─── GIVEN INFORMATION

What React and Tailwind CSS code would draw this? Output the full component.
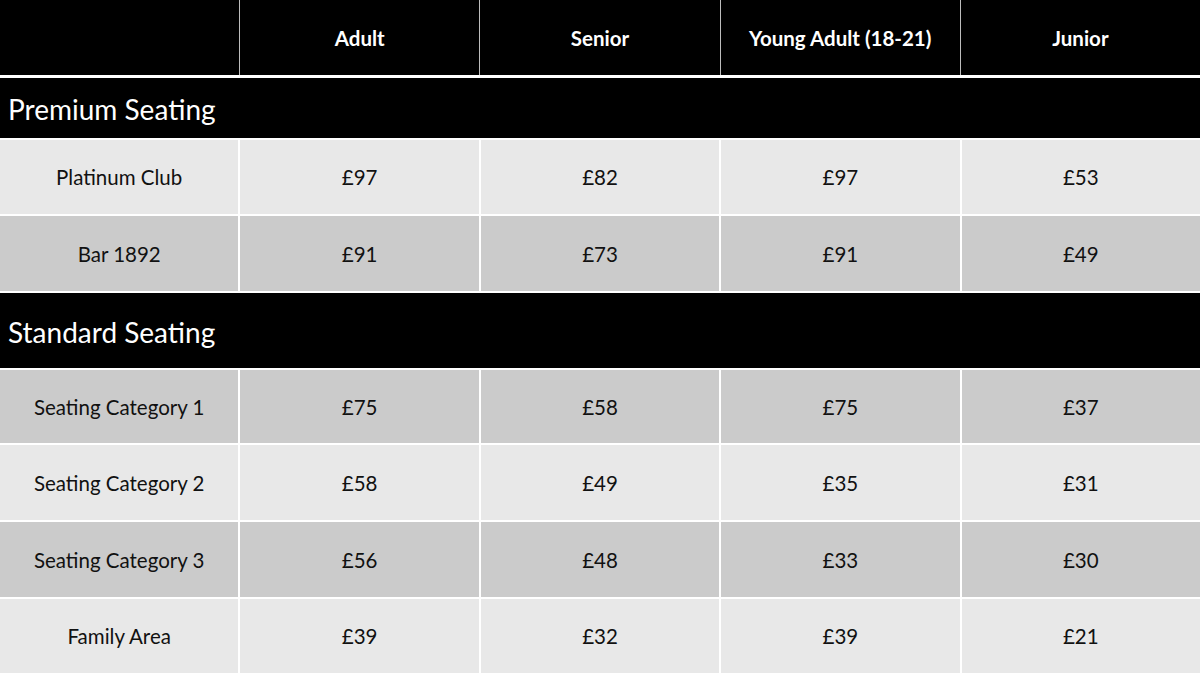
import React from "react";

const cols = ["Adult", "Senior", "Young Adult (18-21)", "Junior"];

const sections = [
  {
    title: "Premium Seating",
    h: "h-[60px]",
    rows: [
      { name: "Platinum Club", v: ["£97", "£82", "£97", "£53"], bg: "bg-[#e8e8e8]", h: "h-[74px]" },
      { name: "Bar 1892", v: ["£91", "£73", "£91", "£49"], bg: "bg-[#cbcbcb]", h: "h-[75px]" },
    ],
  },
  {
    title: "Standard Seating",
    h: "h-[75px]",
    rows: [
      { name: "Seating Category 1", v: ["£75", "£58", "£75", "£37"], bg: "bg-[#cbcbcb]", h: "h-[73px]" },
      { name: "Seating Category 2", v: ["£58", "£49", "£35", "£31"], bg: "bg-[#e8e8e8]", h: "h-[75px]" },
      { name: "Seating Category 3", v: ["£56", "£48", "£33", "£30"], bg: "bg-[#cbcbcb]", h: "h-[75px]" },
      { name: "Family Area", v: ["£39", "£32", "£39", "£21"], bg: "bg-[#e8e8e8]", h: "h-[74px]" },
    ],
  },
];

export default function App() {
  return (
    <div
      className="w-[1200px] h-[673px] overflow-hidden bg-white flex flex-col gap-[2px]"
      style={{ fontFamily: "Lato, 'Open Sans', sans-serif" }}
    >
      <div className="grid grid-cols-5 gap-x-[1px] bg-[#bdbdbd] h-[75px] mb-[1px]">
        <div className="bg-black" />
        {cols.map((c) => (
          <div key={c} className="bg-black flex items-center justify-center text-white font-bold text-[20.5px] pt-[1px]">
            {c}
          </div>
        ))}
      </div>
      {sections.map((s) => (
        <React.Fragment key={s.title}>
          <div className={`bg-black ${s.h} flex items-center pl-[8px] text-white text-[28px] pt-[2px]`}>
            {s.title}
          </div>
          {s.rows.map((r) => (
            <div key={r.name} className={`grid grid-cols-5 gap-x-[2px] ${r.h}`}>
              <div className={`${r.bg} flex items-center justify-center text-[#111] text-[20.5px] pt-[1px]`}>{r.name}</div>
              {r.v.map((v, i) => (
                <div key={i} className={`${r.bg} flex items-center justify-center text-[#111] text-[20.5px] pt-[1px]`}>
                  {v}
                </div>
              ))}
            </div>
          ))}
        </React.Fragment>
      ))}
    </div>
  );
}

──────

WORK TO DO = Copy every line of the listing that contains the word "React".

RESULT FOR THIS EXERCISE =
What React and Tailwind CSS code would draw this? Output the full component.
import React from "react";
        <React.Fragment key={s.title}>
        </React.Fragment>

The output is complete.